• _WHAT THE EXERCISE ASKS_: Print exactly the lines from the first one down to the line that contains "const segments = [seg(0, 155), seg(161, 270), seg(276, 354)]", both included, and skip the pictures.
# START OF DATA LINES
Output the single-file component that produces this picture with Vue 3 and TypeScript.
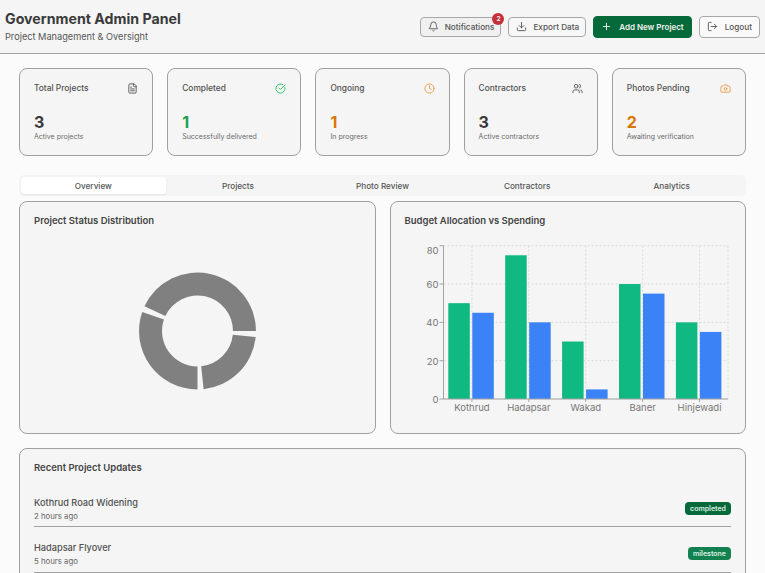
<script setup lang="ts">
const stats = [
  { label: 'Total Projects', value: 3, note: 'Active projects', tone: 'dark', icon: 'file' },
  { label: 'Completed', value: 1, note: 'Successfully delivered', tone: 'green', icon: 'check' },
  { label: 'Ongoing', value: 1, note: 'In progress', tone: 'orange', icon: 'clock' },
  { label: 'Contractors', value: 3, note: 'Active contractors', tone: 'dark', icon: 'users' },
  { label: 'Photos Pending', value: 2, note: 'Awaiting verification', tone: 'orange', icon: 'camera' },
]
const tabs = ['Overview', 'Projects', 'Photo Review', 'Contractors', 'Analytics']
const updates = [
  { name: 'Kothrud Road Widening', time: '2 hours ago', tag: 'completed', cls: 'done' },
  { name: 'Hadapsar Flyover', time: '5 hours ago', tag: 'milestone', cls: 'mile' },
]

const cx = 163.5
const cy = 94
function pt(r: number, a: number): string {
  const t = (a * Math.PI) / 180
  return `${(cx + r * Math.cos(t)).toFixed(2)} ${(cy - r * Math.sin(t)).toFixed(2)}`
}
function seg(a0: number, a1: number): string {
  const R = 58.5
  const r = 35.5
  const large = a1 - a0 > 180 ? 1 : 0
  return `M${pt(R, a0)}A${R} ${R} 0 ${large} 0 ${pt(R, a1)}L${pt(r, a1)}A${r} ${r} 0 ${large} 1 ${pt(r, a0)}Z`
}
const segments = [seg(0, 155), seg(161, 270), seg(276, 354)]

const left = 38.5
const right = 323
const base = 162
const top = 8.7
const unit = (base - top) / 80
const cats = [
  { n: 'Kothrud', a: 50, b: 45 },
  { n: 'Hadapsar', a: 75, b: 40 },
  { n: 'Wakad', a: 30, b: 5 },
  { n: 'Baner', a: 60, b: 55 },
  { n: 'Hinjewadi', a: 40, b: 35 },
]
const step = (right - left) / 5
const vTicks = cats.map((_, i) => left + step * (i + 0.5))
const hTicks = [0, 20, 40, 60, 80]
</script>

<template>
  <div class="page">
    <header class="top">
      <div>
        <h1>Government Admin Panel</h1>
        <p>Project Management &amp; Oversight</p>
      </div>
      <div class="actions">
        <button class="btn small notif">
          <svg class="ic" viewBox="0 0 24 24"><path d="M10.3 21a2 2 0 0 0 3.4 0" /><path d="M3.3 15.3A1 1 0 0 0 4 17h16a1 1 0 0 0 .7-1.7C19.4 14 18 12.5 18 8A6 6 0 0 0 6 8c0 4.500-1.400 6-2.700 7.300" /></svg>
          Notifications
          <span class="badge">2</span>
        </button>
        <button class="btn small">
          <svg class="ic" viewBox="0 0 24 24"><path d="M12 15V3" /><path d="M21 15v4a2 2 0 0 1-2 2H5a2 2 0 0 1-2-2v-4" /><path d="m7 10 5 5 5-5" /></svg>
          Export Data
        </button>
        <button class="btn primary">
          <svg class="ic" viewBox="0 0 24 24"><path d="M5 12h14" /><path d="M12 5v14" /></svg>
          Add New Project
        </button>
        <button class="btn">
          <svg class="ic" viewBox="0 0 24 24"><path d="M9 21H5a2 2 0 0 1-2-2V5a2 2 0 0 1 2-2h4" /><path d="m16 17 5-5-5-5" /><path d="M21 12H9" /></svg>
          Logout
        </button>
      </div>
    </header>

    <main class="main">
      <section class="stats">
        <article v-for="s in stats" :key="s.label" class="card stat">
          <div class="stat-head">
            <span>{{ s.label }}</span>
            <svg class="ic" :class="'c-' + s.tone" viewBox="0 0 24 24">
              <template v-if="s.icon === 'file'">
                <path d="M15 2H6a2 2 0 0 0-2 2v16a2 2 0 0 0 2 2h12a2 2 0 0 0 2-2V7Z" /><path d="M14 2v4a2 2 0 0 0 2 2h4" /><path d="M16 13H8" /><path d="M16 17H8" /><path d="M10 9H8" />
              </template>
              <template v-else-if="s.icon === 'check'">
                <path d="M21.800 10A10 10 0 1 1 17 3.340" /><path d="m9 11 3 3L22 4" />
              </template>
              <template v-else-if="s.icon === 'clock'">
                <circle cx="12" cy="12" r="10" /><path d="M12 6v6l4 2" />
              </template>
              <template v-else-if="s.icon === 'users'">
                <path d="M16 21v-2a4 4 0 0 0-4-4H6a4 4 0 0 0-4 4v2" /><circle cx="9" cy="7" r="4" /><path d="M22 21v-2a4 4 0 0 0-3-3.870" /><path d="M16 3.130a4 4 0 0 1 0 7.750" />
              </template>
              <template v-else>
                <path d="M14.500 4h-5L7 7H4a2 2 0 0 0-2 2v9a2 2 0 0 0 2 2h16a2 2 0 0 0 2-2V9a2 2 0 0 0-2-2h-3z" /><circle cx="12" cy="13" r="3" />
              </template>
            </svg>
          </div>
          <div class="stat-value" :class="'c-' + s.tone">{{ s.value }}</div>
          <div class="stat-note">{{ s.note }}</div>
        </article>
      </section>

      <nav class="tabs">
        <div v-for="(t, i) in tabs" :key="t" class="tab" :class="{ active: i === 0 }">{{ t }}</div>
      </nav>

      <section class="charts">
        <article class="card chart">
          <h2>Project Status Distribution</h2>
          <svg class="plot" viewBox="0 0 326 190">
            <path v-for="(d, i) in segments" :key="i" :d="d" fill="#808080" />
          </svg>
        </article>
        <article class="card chart">
          <h2>Budget Allocation vs Spending</h2>
          <svg class="plot" viewBox="0 0 326 190">
            <g class="grid">
              <line v-for="t in hTicks" :key="'h' + t" :x1="left" :x2="right" :y1="base - t * unit" :y2="base - t * unit" />
              <line v-for="x in vTicks" :key="'v' + x" :x1="x" :x2="x" :y1="top" :y2="base" />
              <line :x1="right" :x2="right" :y1="top" :y2="base" />
            </g>
            <g v-for="(c, i) in cats" :key="c.n">
              <rect :x="left + step * i + 4.800" :y="base - c.a * unit" width="21.500" :height="c.a * unit" fill="#10b981" />
              <rect :x="left + step * i + 28.800" :y="base - c.b * unit" width="21.500" :height="c.b * unit" fill="#3b82f6" />
              <text class="tick" :x="vTicks[i]" y="174" text-anchor="middle">{{ c.n }}</text>
              <line class="axis" :x1="vTicks[i]" :x2="vTicks[i]" :y1="base" :y2="base + 3" />
            </g>
            <line class="axis" :x1="left" :x2="left" :y1="top" :y2="base" />
            <line class="axis" :x1="left" :x2="right" :y1="base" :y2="base" />
            <g v-for="t in hTicks" :key="'l' + t">
              <line class="axis" :x1="left - 4" :x2="left" :y1="base - t * unit" :y2="base - t * unit" />
              <text class="tick" :x="left - 5" :y="t === 80 ? 17 : base - t * unit + 4" text-anchor="end">{{ t }}</text>
            </g>
          </svg>
        </article>
      </section>

      <section class="card recent">
        <h2>Recent Project Updates</h2>
        <div v-for="u in updates" :key="u.name" class="row">
          <div>
            <div class="row-name">{{ u.name }}</div>
            <div class="row-time">{{ u.time }}</div>
          </div>
          <span class="tag" :class="u.cls">{{ u.tag }}</span>
        </div>
      </section>
    </main>
  </div>
</template>

<style>
html, body { margin: 0; background: #fbfbfb; overflow: hidden; }
</style>

<style scoped>
.page { height: 573px; overflow: hidden; font-family: Inter, "Liberation Sans", sans-serif; color: #3a3a3a; background: #fbfbfb; }
.top { height: 54px; box-sizing: border-box; display: flex; justify-content: space-between; align-items: center; padding: 0 5px; background: #f5f5f5; border-bottom: 1px solid #a3a3a3; }
h1 { margin: 0; font-size: 14.200px; font-weight: 700; line-height: 20px; color: #3a3a3a; }
.top p { margin: 1px 0 0; font-size: 9.200px; line-height: 14px; color: #555; }
.actions { display: flex; align-items: center; gap: 7px; }
.btn { position: relative; display: flex; align-items: center; gap: 7px; height: 22px; padding: 0 7px; border: 1px solid #a8a8a8; border-radius: 4px; background: #fafafa; font: 500 8.200px Inter, sans-serif; color: #555; }
.btn.small { height: 20px; background: #f7f7f7; gap: 6px; padding-right: 6px; }
.btn.notif { background: #f0f0f0; }
.btn.primary { background: #06693a; border-color: #06693a; color: #f2f2f2; font-weight: 600; font-size: 8px; }
.badge { position: absolute; top: -5px; right: -4px; width: 12px; height: 12px; border-radius: 50%; background: #c5303a; color: #fff; font-size: 6.500px; font-weight: 600; display: flex; align-items: center; justify-content: center; }
.ic { width: 11px; height: 11px; flex: none; fill: none; stroke: currentColor; stroke-width: 2; stroke-linecap: round; stroke-linejoin: round; }
.main { padding: 14px 19px 0; }
.stats { display: grid; grid-template-columns: repeat(5, 1fr); gap: 14px; }
.card { background: #f5f5f5; border: 1px solid #a0a0a0; border-radius: 8px; box-sizing: border-box; }
.stat { height: 88px; padding: 13.500px 14px 14px; }
.stat-head { display: flex; justify-content: space-between; align-items: center; height: 11px; font-size: 8.400px; font-weight: 500; color: #505050; }
.stat-value { margin-top: 19px; font-size: 16px; font-weight: 700; line-height: 18px; }
.stat-note { margin-top: 1px; font-size: 7px; line-height: 10px; color: #6a6a6a; }
.c-dark { color: #3a3a3a; }
.stat-head .c-dark { color: #555; }
.c-green { color: #16a34a; }
.stat-head .c-green { color: #22c55e; }
.c-orange { color: #d97706; }
.stat-head .c-orange { color: #ea9a4a; }
.tabs { margin-top: 19px; height: 21px; display: grid; grid-template-columns: repeat(5, 1fr); padding: 2px; box-sizing: border-box; background: #f5f5f5; border-radius: 5px; }
.tab { display: flex; align-items: center; justify-content: center; font-size: 8.200px; font-weight: 500; color: #555; border-radius: 3px; }
.tab.active { background: #fff; box-shadow: 0 1px 2px rgba(0, 0, 0, .08); }
.charts { margin-top: 5px; display: grid; grid-template-columns: 1fr 1fr; gap: 14px; }
.chart { height: 233px; padding: 13px 14px 14px; }
h2 { margin: 0; font-size: 9.500px; font-weight: 600; line-height: 11px; color: #444; }
.plot { display: block; width: 326px; height: 190px; margin-top: 11px; }
.grid line { stroke: #d4d4d4; stroke-width: .8; stroke-dasharray: 2 2; }
.axis { stroke: #a3a3a3; stroke-width: 1; }
.tick { font-family: Inter, sans-serif; font-size: 9.500px; fill: #777; }
.recent { margin-top: 14px; padding: 13px 14px 14px; height: 200px; }
.recent h2 { margin-bottom: 8.500px; }
.row { display: flex; justify-content: space-between; align-items: center; padding: 14px 0 5.500px; border-bottom: 1px solid #a3a3a3; }
.row-name { font-size: 9.200px; font-weight: 500; line-height: 13px; color: #505050; }
.row-time { margin-top: 2px; font-size: 7.800px; line-height: 10px; color: #666; }
.tag { display: flex; align-items: center; height: 13px; padding: 0 5px; border-radius: 4px; font-size: 7px; font-weight: 600; color: #d9f0e3; }
.done { background: #06693a; }
.mile { background: #13804f; }
</style>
# END OF DATA LINES
• _TASK RESULT_:
Output the single-file component that produces this picture with Vue 3 and TypeScript.
<script setup lang="ts">
const stats = [
  { label: 'Total Projects', value: 3, note: 'Active projects', tone: 'dark', icon: 'file' },
  { label: 'Completed', value: 1, note: 'Successfully delivered', tone: 'green', icon: 'check' },
  { label: 'Ongoing', value: 1, note: 'In progress', tone: 'orange', icon: 'clock' },
  { label: 'Contractors', value: 3, note: 'Active contractors', tone: 'dark', icon: 'users' },
  { label: 'Photos Pending', value: 2, note: 'Awaiting verification', tone: 'orange', icon: 'camera' },
]
const tabs = ['Overview', 'Projects', 'Photo Review', 'Contractors', 'Analytics']
const updates = [
  { name: 'Kothrud Road Widening', time: '2 hours ago', tag: 'completed', cls: 'done' },
  { name: 'Hadapsar Flyover', time: '5 hours ago', tag: 'milestone', cls: 'mile' },
]

const cx = 163.5
const cy = 94
function pt(r: number, a: number): string {
  const t = (a * Math.PI) / 180
  return `${(cx + r * Math.cos(t)).toFixed(2)} ${(cy - r * Math.sin(t)).toFixed(2)}`
}
function seg(a0: number, a1: number): string {
  const R = 58.5
  const r = 35.5
  const large = a1 - a0 > 180 ? 1 : 0
  return `M${pt(R, a0)}A${R} ${R} 0 ${large} 0 ${pt(R, a1)}L${pt(r, a1)}A${r} ${r} 0 ${large} 1 ${pt(r, a0)}Z`
}
const segments = [seg(0, 155), seg(161, 270), seg(276, 354)]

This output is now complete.